In the US, a weekly government report on Thursday showed that overall petroleum stocks were at their highest since October, with a strong build in refined products outpacing the draw in crude oil.

China Storage

Despite the drop for prices this year, a clutch of factors have ensured that crude futures haven’t fallen further. Prices held within a range above $65 for much of the summer in spite of the swelling production, as much of the oversupply ended up in storage tanks in China, far away from the pricing hubs for crude futures. In contrast, western facilities remained relatively empty, with the tank farms at Cushing, Oklahoma, — the pricing point for West Texas Intermediate futures — heading for its lowest annual average storage level since 2008.

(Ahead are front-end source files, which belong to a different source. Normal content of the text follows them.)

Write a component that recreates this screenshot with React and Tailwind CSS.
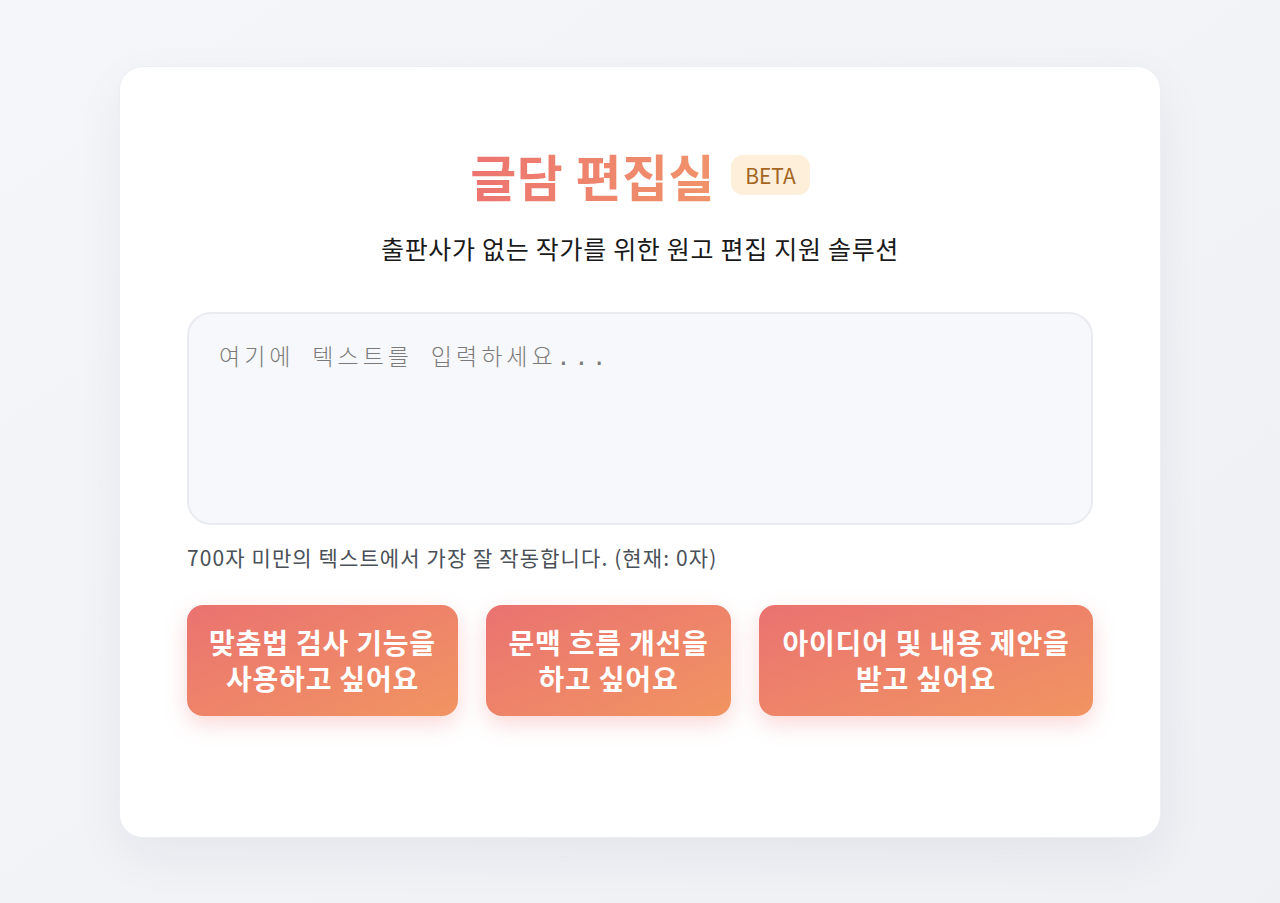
import React, { useState } from 'react';

const KR = { fontFamily: '"Noto Sans CJK KR", "Noto Sans", sans-serif' };

function ActionButton({ width, first, second }) {
  return (
    <button
      className="flex h-[111px] items-center justify-center rounded-[16px] bg-gradient-to-br from-[#ea7270] to-[#f19461] text-center text-[28px] font-bold leading-[36px] tracking-[0.8px] text-white shadow-[0_8px_22px_rgba(236,116,112,0.28)]"
      style={{ width }}
    >
      <span>
        {first}
        <br />
        {second}
      </span>
    </button>
  );
}

export default function App() {
  const [text, setText] = useState('');

  return (
    <div
      className="flex min-h-screen items-center justify-center bg-gradient-to-br from-[#f5f6f9] to-[#eef0f4]"
      style={KR}
    >
      <div className="w-[1042px] rounded-[24px] border border-[#eceef3] bg-white px-[67px] pb-[121px] pt-[79px] shadow-[0_18px_50px_rgba(30,40,80,0.06)]">
        <div className="flex items-center justify-center gap-[16px]">
          <h1 className="bg-gradient-to-r from-[#ec7470] to-[#f0936a] bg-clip-text text-[50px] font-bold leading-[58px] tracking-[0.6px] text-transparent">
            글담 편집실
          </h1>
          <span className="rounded-[12px] bg-[#fdefd9] px-[14px] py-[6px] text-[21px] leading-[28px] text-[#a3651f]">
            BETA
          </span>
        </div>

        <p className="mt-[28px] text-center text-[25px] leading-[32px] tracking-[0.7px] text-[#1a1a1a]">
          출판사가 없는 작가를 위한 원고 편집 지원 솔루션
        </p>

        <textarea
          value={text}
          onChange={(e) => setText(e.target.value)}
          placeholder="여기에 텍스트를 입력하세요..."
          className="mt-[48px] block h-[213px] w-full resize-none rounded-[24px] border-2 border-[#e9ebf1] bg-[#f7f8fb] px-[30px] py-[27px] text-[23px] leading-[32px] tracking-[4px] text-[#333] outline-none placeholder:text-[#7a7a7a]"
          style={{ fontFamily: '"DejaVu Sans Mono", "Noto Sans CJK KR", monospace', fontWeight: 300 }}
        />

        <p className="mt-[17px] text-[21px] leading-[30px] tracking-[1.1px] text-[#4a5058]">
          700자 미만의 텍스트에서 가장 잘 작동합니다. (현재: {text.length}자)
        </p>

        <div className="mt-[33px] flex justify-between">
          <ActionButton width={271} first="맞춤법 검사 기능을" second="사용하고 싶어요" />
          <ActionButton width={245} first="문맥 흐름 개선을" second="하고 싶어요" />
          <ActionButton width={334} first="아이디어 및 내용 제안을" second="받고 싶어요" />
        </div>
      </div>
    </div>
  );
}
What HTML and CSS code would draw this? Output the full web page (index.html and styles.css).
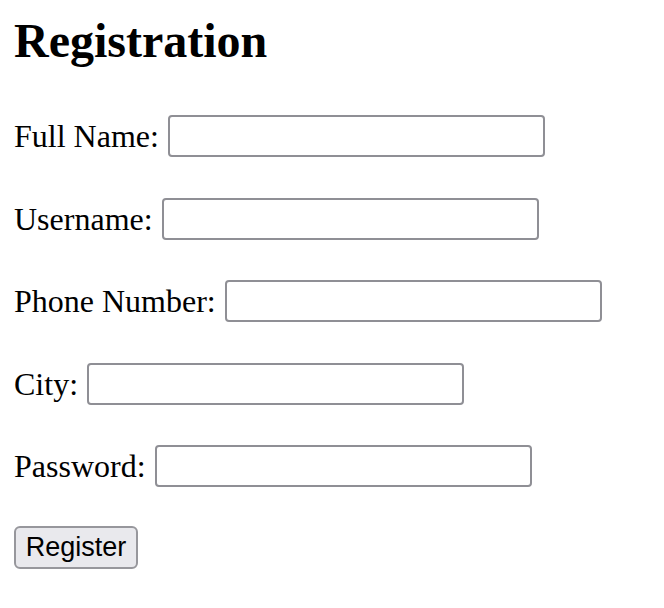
FILE: index.html
```html
<!DOCTYPE html>
<html lang="en">
<head>
<meta charset="utf-8">
<title>Registration</title>
<link rel="stylesheet" href="styles.css">
</head>
<body>
<section class="page">
  <h1 class="title">Registration</h1>
  <form class="form">
    <div class="row"><label class="label" for="fullname">Full Name:</label><input class="field" id="fullname" type="text"></div>
    <div class="row"><label class="label" for="username">Username:</label><input class="field" id="username" type="text"></div>
    <div class="row"><label class="label" for="phone">Phone Number:</label><input class="field" id="phone" type="tel"></div>
    <div class="row"><label class="label" for="city">City:</label><input class="field" id="city" type="text"></div>
    <div class="row"><label class="label" for="password">Password:</label><input class="field" id="password" type="password"></div>
    <div class="actions"><button class="btn" type="submit">Register</button></div>
  </form>
</section>
</body>
</html>
```

FILE: styles.css
```css
html, body {
  margin: 0;
  padding: 0;
  background: #ffffff;
}

.page {
  padding: 13px 14px 0 14px;
  font-family: "Liberation Serif", "Times New Roman", serif;
  color: #000;
}

.title {
  margin: 0;
  font-size: 48px;
  line-height: 56px;
  font-weight: bold;
}

.form {
  margin-top: 46px;
  display: flex;
  flex-direction: column;
  gap: 40.5px;
}

.row {
  display: flex;
  align-items: center;
  gap: 9px;
  height: 42px;
}

.label {
  font-size: 32px;
  line-height: 36px;
  white-space: nowrap;
}

.field {
  box-sizing: border-box;
  width: 377px;
  height: 42px;
  margin: 0;
  padding: 0 6px;
  border: 2px solid #8f8f95;
  border-radius: 4px;
  background: #fff;
  font-size: 26px;
}

.actions {
  margin-top: -1.5px;
}

.btn {
  box-sizing: border-box;
  width: 124px;
  height: 43px;
  margin: 0;
  padding: 0;
  border: 2px solid #97979c;
  border-radius: 6px;
  background: #e9e9ed;
  color: #000;
  font-family: "Liberation Sans", Arial, sans-serif;
  font-size: 27px;
  line-height: 1;
}
```
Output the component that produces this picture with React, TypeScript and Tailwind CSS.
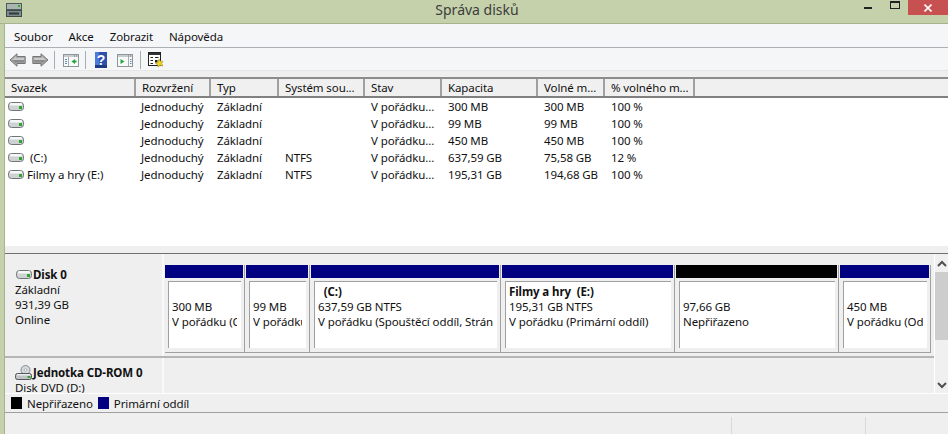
const FONT = "font-['Noto_Sans',sans-serif]";

const DriveIcon = ({ className = "" }: { className?: string }) => (
  <svg width="16" height="9" viewBox="0 0 16 9" className={className}>
    <rect x="0.5" y="0.5" width="15" height="8" rx="3" fill="#cfd2d3" stroke="#6f7579" />
    <rect x="2" y="1" width="12" height="2.5" rx="1" fill="#f6f7f7" />
    <rect x="11" y="4" width="3" height="3" fill="#2fa52f" />
  </svg>
);

const CdIcon = () => (
  <svg width="18" height="15" viewBox="0 0 18 15">
    <circle cx="10.5" cy="5" r="4.5" fill="#d4dadd" stroke="#858c90" />
    <circle cx="10.5" cy="5" r="1.3" fill="#fff" stroke="#858c90" strokeWidth="0.6" />
    <rect x="0.5" y="8.5" width="16" height="6" rx="2" fill="#bfc3c5" stroke="#4f5558" />
    <rect x="2" y="9" width="13" height="1.5" fill="#eceeee" />
    <rect x="12.5" y="11" width="3" height="2" fill="#2fa52f" />
  </svg>
);

const ArrowIcon = ({ flip }: { flip?: boolean }) => (
  <svg width="17" height="14" viewBox="0 0 17 14" className={flip ? "-scale-x-100" : ""}>
    <path d="M1 7 L8 0.8 V3.5 H16.2 V10.5 H8 V13.2 Z" fill="#a9a9a9" stroke="#757575" strokeLinejoin="round" />
    <path d="M3 7 L7 3.5 V5 H15 V7 Z" fill="#c9c9c9" />
    <path d="M3 7 H15 V9.5 H7 V10.5 Z" fill="#8c8c8c" />
  </svg>
);

const PaneIcon = ({ right }: { right?: boolean }) => (
  <svg width="16" height="13" viewBox="0 0 16 13">
    <rect x="0.5" y="0.5" width="15" height="12" fill="#f8f9f9" stroke="#8f969a" />
    <rect x="1" y="1" width="14" height="2" fill="#c6cbcf" />
    <rect x="11" y="1.5" width="1" height="1" fill="#6f767a" />
    <rect x="13" y="1.5" width="1" height="1" fill="#6f767a" />
    {right ? (
      <>
        <path d="M11.5 3 V12" stroke="#a5abaf" />
        <path d="M3.5 5 L7.5 7.5 L3.5 10 Z" fill="#27a83c" />
        <path d="M13 5.5 H14.5 M13 7.5 H14.5 M13 9.5 H14.5" stroke="#5d86b8" />
      </>
    ) : (
      <>
        <path d="M5.5 3 V12" stroke="#a5abaf" />
        <path d="M12 5 L8.5 7.5 L12 10 Z" fill="#27a83c" />
        <rect x="12" y="6.5" width="1.5" height="2" fill="#27a83c" />
        <path d="M2 5.5 H4 M2 7.5 H4 M2 9.5 H4" stroke="#5d86b8" />
      </>
    )}
  </svg>
);

const HelpIcon = () => (
  <svg width="12" height="16" viewBox="0 0 12 16">
    <rect width="12" height="16" fill="#2b52ad" />
    <rect width="4" height="16" fill="#4d79d8" />
    <rect y="13" width="12" height="3" fill="#1d3a86" />
    <text x="6" y="13" textAnchor="middle" fontSize="14" fontFamily="Liberation Sans" fontWeight="bold" fill="#fff">?</text>
  </svg>
);

const PropsIcon = () => (
  <svg width="16" height="16" viewBox="0 0 16 16">
    <rect x="0.5" y="0.5" width="12" height="13" fill="#fff" stroke="#222" />
    <rect x="1" y="1" width="11" height="2" fill="#333" />
    <path d="M2.5 5.5 H5 M7 5.5 H10.5 M2.5 8.5 H5 M2.5 11.5 H5" stroke="#222" />
    <rect x="7" y="8" width="2.5" height="2.5" fill="#222" />
    <path d="M11 7 L12.2 9 L15 9.5 L13.5 11.5 L15 14 L12 13.5 L10 15 L9.5 12.5 L7.5 11.5 L10 10 Z" fill="#f2d21f" stroke="#8a7a10" strokeWidth="0.5" />
  </svg>
);

const Separator = ({ className = "" }: { className?: string }) => (
  <div className={`w-px h-[18px] bg-[#a8adb0] ${className}`} />
);

const columns = [
  { label: "Svazek", w: "w-[131px]" },
  { label: "Rozvržení", w: "w-[75px]" },
  { label: "Typ", w: "w-[68px]" },
  { label: "Systém sou...", w: "w-[86px]" },
  { label: "Stav", w: "w-[77px]" },
  { label: "Kapacita", w: "w-[96px]" },
  { label: "Volné m...", w: "w-[67px]" },
  { label: "% volného m...", w: "w-[90px]" },
];

const rows = [
  ["", "Jednoduchý", "Základní", "", "V pořádku...", "300 MB", "300 MB", "100 %"],
  ["", "Jednoduchý", "Základní", "", "V pořádku...", "99 MB", "99 MB", "100 %"],
  ["", "Jednoduchý", "Základní", "", "V pořádku...", "450 MB", "450 MB", "100 %"],
  [" (C:)", "Jednoduchý", "Základní", "NTFS", "V pořádku...", "637,59 GB", "75,58 GB", "12 %"],
  ["Filmy a hry (E:)", "Jednoduchý", "Základní", "NTFS", "V pořádku...", "195,31 GB", "194,68 GB", "100 %"],
];

const partitions = [
  { w: "w-[80px]", bar: "bg-[#000080]", title: "", lines: ["300 MB", "V pořádku (O"] },
  { w: "w-[64px]", bar: "bg-[#000080]", title: "", lines: ["99 MB", "V pořádku"] },
  { w: "w-[190px]", bar: "bg-[#000080]", title: "  (C:)", lines: ["637,59 GB NTFS", "V pořádku (Spouštěcí oddíl, Strán"] },
  { w: "w-[173px]", bar: "bg-[#000080]", title: "Filmy a hry  (E:)", lines: ["195,31 GB NTFS", "V pořádku (Primární oddíl)"] },
  { w: "w-[163px]", bar: "bg-black", title: "", lines: ["97,66 GB", "Nepřiřazeno"] },
  { w: "w-[91px]", bar: "bg-[#000080]", title: "", lines: ["450 MB", "V pořádku (Od"] },
];

const App = () => {
  return (
    <div className={`${FONT} w-[948px] h-[434px] overflow-hidden flex flex-col bg-[#c5d1aa] text-[11.5px] leading-[15px] tracking-[-0.1px] text-[#111]`}>
      {/* Title bar */}
      <div className="h-[24px] shrink-0 grid grid-cols-[1fr_auto_1fr] items-start border-b border-[#a6b48d]">
        <div className="pl-[6px] pt-[3px]">
          <svg width="16" height="14" viewBox="0 0 16 14" className="block">
            <rect x="0.5" y="0.5" width="15" height="6" fill="#a9b5ad" stroke="#4f5a5c" />
            <rect x="0.5" y="7.5" width="15" height="6" fill="#7c8a8c" stroke="#3f4a4c" />
            <rect x="3" y="9.5" width="10" height="2" fill="#2f383a" />
            <rect x="12" y="2" width="2" height="2" fill="#35a935" />
          </svg>
        </div>
        <div className="pl-[6px] text-[14px] leading-[20px] tracking-normal text-[#3c3c3c]">Správa disků</div>
        <div className="flex justify-end items-start">
          <div className="w-[8px] h-[2px] bg-[#222] mt-[7px] mr-[18px]" />
          <div className="w-[10px] h-[8px] border border-t-2 border-[#222] mt-[1px] mr-[8px]" />
          <div className="w-[40px] h-[15px] bg-[#c75050] flex items-center justify-center">
            <svg width="8" height="8" viewBox="0 0 8 8">
              <path d="M0.5 0.5 L7.5 7.5 M7.5 0.5 L0.5 7.5" stroke="#fff" strokeWidth="1.6" />
            </svg>
          </div>
        </div>
      </div>

      {/* Window body */}
      <div className="ml-[4px] flex-1 min-h-0 flex flex-col bg-[#efefef] border-l border-[#a6b48d]">
        {/* Menu */}
        <div className="h-[24px] shrink-0 bg-[#f5f6f8] border-b border-[#adafb5] flex items-center pt-[1px] pl-[9px] gap-[16px]">
          <span>Soubor</span>
          <span>Akce</span>
          <span>Zobrazit</span>
          <span>Nápověda</span>
        </div>
        {/* Toolbar */}
        <div className="h-[22px] shrink-0 bg-[#f5f6f8] flex items-center pt-[2px] pl-[4px]">
          <ArrowIcon />
          <div className="ml-[6px] flex"><ArrowIcon flip /></div>
          <Separator className="ml-[5px]" />
          <div className="ml-[8px] flex"><PaneIcon /></div>
          <Separator className="ml-[6px]" />
          <div className="ml-[9px] flex"><HelpIcon /></div>
          <div className="ml-[10px] flex"><PaneIcon right /></div>
          <Separator className="ml-[7px]" />
          <div className="ml-[7px] flex"><PropsIcon /></div>
        </div>
        <div className="h-[7px] shrink-0 bg-[#efefef] border-t border-[#e6e6e6]" />

        {/* Volume list */}
        <div className="h-[169px] shrink-0 flex flex-col bg-white border-t-2 border-[#8c8c8c]">
          <div className="h-[19px] shrink-0 flex bg-[#f0f0f0] border-b-2 border-[#808080]">
            {columns.map((c) => (
              <div key={c.label} className={`${c.w} shrink-0 pl-[6px] border-r-2 border-[#a0a0a0] whitespace-nowrap overflow-hidden flex items-center`}>
                {c.label}
              </div>
            ))}
          </div>
          <div>
            {rows.map((r, i) => (
              <div key={i} className="h-[17px] flex items-center">
                {r.map((cell, j) => (
                  <div key={j} className={`${columns[j].w} shrink-0 whitespace-pre overflow-hidden ${j === 0 ? "flex items-center pl-[3px]" : j === 1 ? "pl-[5px]" : "pl-[6px]"}`}>
                    {j === 0 && <DriveIcon className="mr-[3px] shrink-0" />}
                    {cell}
                  </div>
                ))}
              </div>
            ))}
          </div>
        </div>

        {/* Split bar */}
        <div className="h-[8px] shrink-0 bg-[#efefef] border-b border-[#707070]" />

        {/* Graphic view */}
        <div className="h-[139px] shrink-0 flex overflow-hidden">
          <div className="flex-1 min-w-0 flex flex-col">
            <div className="h-[104px] shrink-0 flex border-b-2 border-[#b5b5b5]">
              <div className="w-[159px] shrink-0 pl-[10px] pt-[13px] border-r-2 border-[#f9f9f9] flex flex-col">
                <div className="flex items-center font-bold h-[15px]">
                  <DriveIcon className="ml-px mr-px" />
                  Disk 0
                </div>
                <div>Základní</div>
                <div>931,39 GB</div>
                <div>Online</div>
              </div>
              <div className="pl-[1px] pt-[11px]">
                <div className="h-[88px] flex gap-[1px] border-b border-[#a0a0a0]">
                  {partitions.map((p, i) => (
                    <div key={i} className={`${p.w} shrink-0 pr-[1px] border-r border-[#a0a0a0]`}>
                      <div className={`h-[13px] ${p.bar}`} />
                      <div className="pt-[3px] pl-[3px] pr-[2px]">
                        <div className="h-[67px] bg-white border-l border-t border-[#a0a0a0] pl-[3px] pr-[4px] pt-[2px]">
                          <div className="overflow-hidden whitespace-nowrap">
                            <div className="font-bold whitespace-pre h-[15px]">{p.title}</div>
                            {p.lines.map((l) => (
                              <div key={l}>{l}</div>
                            ))}
                          </div>
                        </div>
                      </div>
                    </div>
                  ))}
                </div>
              </div>
            </div>
            <div className="flex-1 flex">
              <div className="w-[159px] shrink-0 pl-[10px] pt-[7px] border-r-2 border-[#f9f9f9]">
                <div className="flex items-center font-bold h-[15px]">
                  <CdIcon />
                  Jednotka CD-ROM 0
                </div>
                <div>Disk DVD (D:)</div>
              </div>
            </div>
          </div>
          <div className="w-[14px] shrink-0 bg-[#f0f0f0] border-l border-white flex flex-col items-center">
            <svg width="10" height="18" viewBox="0 0 10 18" className="shrink-0"><path d="M1 12 L5 8 L9 12" fill="none" stroke="#505050" strokeWidth="2" /></svg>
            <div className="w-full h-[68px] bg-[#cdcdcd]" />
            <div className="flex-1" />
            <svg width="10" height="16" viewBox="0 0 10 16" className="shrink-0"><path d="M1 6 L5 10 L9 6" fill="none" stroke="#505050" strokeWidth="2" /></svg>
          </div>
        </div>

        {/* Legend */}
        <div className="h-[20px] shrink-0 flex items-center border-b border-[#a0a0a0] pl-[6px] border-t border-t-white">
          <div className="w-[11px] h-[12px] bg-black mr-[5px]" />
          <span>Nepřiřazeno</span>
          <div className="w-[11px] h-[12px] bg-[#000080] mx-[5px]" />
          <span>Primární oddíl</span>
        </div>

        {/* Status bar */}
        <div className="flex-1 flex justify-end">
          <div className="w-[134px] border-l border-[#d9d9d9] mt-[4px]" />
          <div className="w-[83px] border-l border-[#d9d9d9] mt-[4px]" />
        </div>
      </div>
    </div>
  );
};

export default App;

Output of gassy types of oil like propane has also soared as US shale fields produce lighter types of fuel. Those volumes also have limited impacts on crude pricing.
Geopolitics will also help to shape the market outlook into next year. The US is driving efforts to end the war in Ukraine, an outcome that could ease the volume of Russian oil building up at sea. The US is also seizing tankers carrying Venezuelan cargoes, and the South American nation has had to reduce output in recent days as a result.
Trump also said this week that he would strike Iran again if it rebuilds its nuclear program. Brent futures surged above $80 after he authorized attacks on Iran earlier this year but slid rapidly when it became clear the conflict was ending.